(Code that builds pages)

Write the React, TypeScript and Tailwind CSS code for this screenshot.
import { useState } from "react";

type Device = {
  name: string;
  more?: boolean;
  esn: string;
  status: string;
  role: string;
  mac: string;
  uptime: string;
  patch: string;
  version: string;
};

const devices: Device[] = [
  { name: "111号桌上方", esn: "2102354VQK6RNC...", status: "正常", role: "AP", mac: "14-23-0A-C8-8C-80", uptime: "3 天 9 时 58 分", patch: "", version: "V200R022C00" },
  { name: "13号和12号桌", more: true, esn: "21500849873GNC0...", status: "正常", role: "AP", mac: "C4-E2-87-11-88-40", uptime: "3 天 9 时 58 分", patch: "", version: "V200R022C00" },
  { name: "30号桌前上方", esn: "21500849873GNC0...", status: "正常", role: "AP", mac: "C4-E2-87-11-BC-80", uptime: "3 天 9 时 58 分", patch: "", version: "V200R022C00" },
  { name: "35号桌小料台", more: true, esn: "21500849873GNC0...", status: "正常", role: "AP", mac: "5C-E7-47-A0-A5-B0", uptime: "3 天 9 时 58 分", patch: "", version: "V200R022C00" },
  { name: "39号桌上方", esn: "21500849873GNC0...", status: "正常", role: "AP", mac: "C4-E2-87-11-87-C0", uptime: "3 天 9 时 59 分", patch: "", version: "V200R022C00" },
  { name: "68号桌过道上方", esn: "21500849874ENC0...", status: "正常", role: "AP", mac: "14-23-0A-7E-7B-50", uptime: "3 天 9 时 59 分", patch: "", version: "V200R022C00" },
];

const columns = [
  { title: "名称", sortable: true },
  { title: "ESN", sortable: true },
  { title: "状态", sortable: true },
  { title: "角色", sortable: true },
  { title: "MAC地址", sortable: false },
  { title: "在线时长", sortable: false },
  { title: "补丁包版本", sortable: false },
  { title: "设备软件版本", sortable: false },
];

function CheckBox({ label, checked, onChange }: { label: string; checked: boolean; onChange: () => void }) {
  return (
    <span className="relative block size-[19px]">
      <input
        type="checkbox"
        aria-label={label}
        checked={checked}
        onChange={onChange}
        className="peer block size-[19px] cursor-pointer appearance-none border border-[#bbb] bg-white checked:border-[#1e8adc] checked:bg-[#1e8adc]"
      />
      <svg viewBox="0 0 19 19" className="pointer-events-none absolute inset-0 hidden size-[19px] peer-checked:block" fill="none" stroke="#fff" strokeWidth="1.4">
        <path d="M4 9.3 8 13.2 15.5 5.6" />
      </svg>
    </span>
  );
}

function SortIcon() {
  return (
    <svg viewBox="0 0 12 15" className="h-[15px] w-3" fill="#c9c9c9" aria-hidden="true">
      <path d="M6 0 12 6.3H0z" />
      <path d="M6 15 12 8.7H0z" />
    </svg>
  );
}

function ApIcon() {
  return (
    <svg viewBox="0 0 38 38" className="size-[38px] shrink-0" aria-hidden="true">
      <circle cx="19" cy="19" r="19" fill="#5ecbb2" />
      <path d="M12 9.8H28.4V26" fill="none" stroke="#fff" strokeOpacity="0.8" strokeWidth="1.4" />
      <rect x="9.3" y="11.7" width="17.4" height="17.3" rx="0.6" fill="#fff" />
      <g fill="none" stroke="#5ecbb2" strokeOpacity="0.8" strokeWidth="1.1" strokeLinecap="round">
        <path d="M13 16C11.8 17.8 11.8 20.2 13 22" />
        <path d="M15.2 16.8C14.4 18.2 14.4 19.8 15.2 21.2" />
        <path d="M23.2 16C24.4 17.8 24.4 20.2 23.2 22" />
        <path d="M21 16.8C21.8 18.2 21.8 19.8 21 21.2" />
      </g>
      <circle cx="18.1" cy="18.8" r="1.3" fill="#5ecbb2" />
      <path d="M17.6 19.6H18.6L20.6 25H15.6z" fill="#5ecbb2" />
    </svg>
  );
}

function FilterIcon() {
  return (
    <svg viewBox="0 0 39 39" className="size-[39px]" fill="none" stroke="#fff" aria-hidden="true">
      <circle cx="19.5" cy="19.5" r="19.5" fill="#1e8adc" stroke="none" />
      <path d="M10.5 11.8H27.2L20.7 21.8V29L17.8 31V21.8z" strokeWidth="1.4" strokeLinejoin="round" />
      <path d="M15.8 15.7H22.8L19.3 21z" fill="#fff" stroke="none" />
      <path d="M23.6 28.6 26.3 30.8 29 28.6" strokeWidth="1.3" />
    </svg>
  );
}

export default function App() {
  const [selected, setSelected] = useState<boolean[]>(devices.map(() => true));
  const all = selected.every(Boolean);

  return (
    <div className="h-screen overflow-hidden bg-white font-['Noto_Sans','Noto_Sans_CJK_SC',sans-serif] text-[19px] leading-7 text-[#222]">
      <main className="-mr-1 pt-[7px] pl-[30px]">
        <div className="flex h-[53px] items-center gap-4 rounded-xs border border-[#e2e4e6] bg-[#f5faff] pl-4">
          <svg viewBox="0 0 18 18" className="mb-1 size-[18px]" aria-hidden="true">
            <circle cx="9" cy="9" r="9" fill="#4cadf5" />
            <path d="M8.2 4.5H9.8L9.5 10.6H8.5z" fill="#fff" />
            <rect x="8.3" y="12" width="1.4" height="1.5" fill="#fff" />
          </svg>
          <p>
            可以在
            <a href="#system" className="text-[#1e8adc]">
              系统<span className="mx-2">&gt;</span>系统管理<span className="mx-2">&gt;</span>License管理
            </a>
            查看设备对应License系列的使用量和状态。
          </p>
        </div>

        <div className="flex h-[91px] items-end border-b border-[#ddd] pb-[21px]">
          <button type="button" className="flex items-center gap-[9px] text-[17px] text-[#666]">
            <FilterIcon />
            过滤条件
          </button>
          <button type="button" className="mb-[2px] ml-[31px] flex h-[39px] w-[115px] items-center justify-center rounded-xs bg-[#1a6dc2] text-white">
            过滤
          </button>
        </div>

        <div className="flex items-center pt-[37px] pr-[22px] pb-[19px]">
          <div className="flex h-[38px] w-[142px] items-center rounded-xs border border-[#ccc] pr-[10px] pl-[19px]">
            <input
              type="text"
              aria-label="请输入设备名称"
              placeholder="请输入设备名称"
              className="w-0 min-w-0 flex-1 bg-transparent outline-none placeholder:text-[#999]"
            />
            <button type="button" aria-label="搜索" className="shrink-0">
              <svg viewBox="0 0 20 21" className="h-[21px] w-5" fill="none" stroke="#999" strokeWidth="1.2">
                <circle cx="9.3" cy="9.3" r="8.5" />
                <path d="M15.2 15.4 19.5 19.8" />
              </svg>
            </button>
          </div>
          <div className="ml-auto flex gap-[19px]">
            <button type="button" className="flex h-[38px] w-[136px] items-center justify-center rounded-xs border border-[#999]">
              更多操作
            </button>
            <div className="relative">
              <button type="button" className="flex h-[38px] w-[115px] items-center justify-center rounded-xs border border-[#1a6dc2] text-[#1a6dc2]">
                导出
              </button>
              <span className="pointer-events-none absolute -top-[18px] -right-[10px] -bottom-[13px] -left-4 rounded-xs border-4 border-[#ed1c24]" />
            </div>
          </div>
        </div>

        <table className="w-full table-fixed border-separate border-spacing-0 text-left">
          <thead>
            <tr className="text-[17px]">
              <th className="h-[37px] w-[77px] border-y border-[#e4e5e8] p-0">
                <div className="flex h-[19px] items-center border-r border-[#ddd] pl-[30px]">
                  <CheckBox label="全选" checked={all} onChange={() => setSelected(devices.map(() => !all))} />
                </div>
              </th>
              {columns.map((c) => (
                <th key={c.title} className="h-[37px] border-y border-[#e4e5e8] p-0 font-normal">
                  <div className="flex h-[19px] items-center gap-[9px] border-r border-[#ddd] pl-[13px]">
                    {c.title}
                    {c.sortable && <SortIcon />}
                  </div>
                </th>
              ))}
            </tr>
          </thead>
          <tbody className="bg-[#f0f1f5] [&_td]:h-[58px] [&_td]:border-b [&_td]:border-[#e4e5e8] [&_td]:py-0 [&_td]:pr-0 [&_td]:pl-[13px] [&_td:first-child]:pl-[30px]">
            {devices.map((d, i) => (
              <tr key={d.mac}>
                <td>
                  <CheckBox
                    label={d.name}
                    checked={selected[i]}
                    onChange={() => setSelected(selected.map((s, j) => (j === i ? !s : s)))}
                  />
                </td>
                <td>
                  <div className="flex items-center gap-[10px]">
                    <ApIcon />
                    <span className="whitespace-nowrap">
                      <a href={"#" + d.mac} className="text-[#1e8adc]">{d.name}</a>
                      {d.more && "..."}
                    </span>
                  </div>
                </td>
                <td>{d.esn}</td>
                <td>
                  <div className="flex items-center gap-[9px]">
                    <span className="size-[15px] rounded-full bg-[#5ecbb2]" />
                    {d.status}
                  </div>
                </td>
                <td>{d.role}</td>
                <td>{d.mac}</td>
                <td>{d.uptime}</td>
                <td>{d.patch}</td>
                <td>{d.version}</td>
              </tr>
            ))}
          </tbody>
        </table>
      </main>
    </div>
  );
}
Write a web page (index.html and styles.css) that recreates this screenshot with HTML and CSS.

PROBLEM TO SOLVE:
Consider the entries above and return each line with the string "screenshot".

COMPLETED EXERCISE:
Write the React, TypeScript and Tailwind CSS code for this screenshot.
Write a web page (index.html and styles.css) that recreates this screenshot with HTML and CSS.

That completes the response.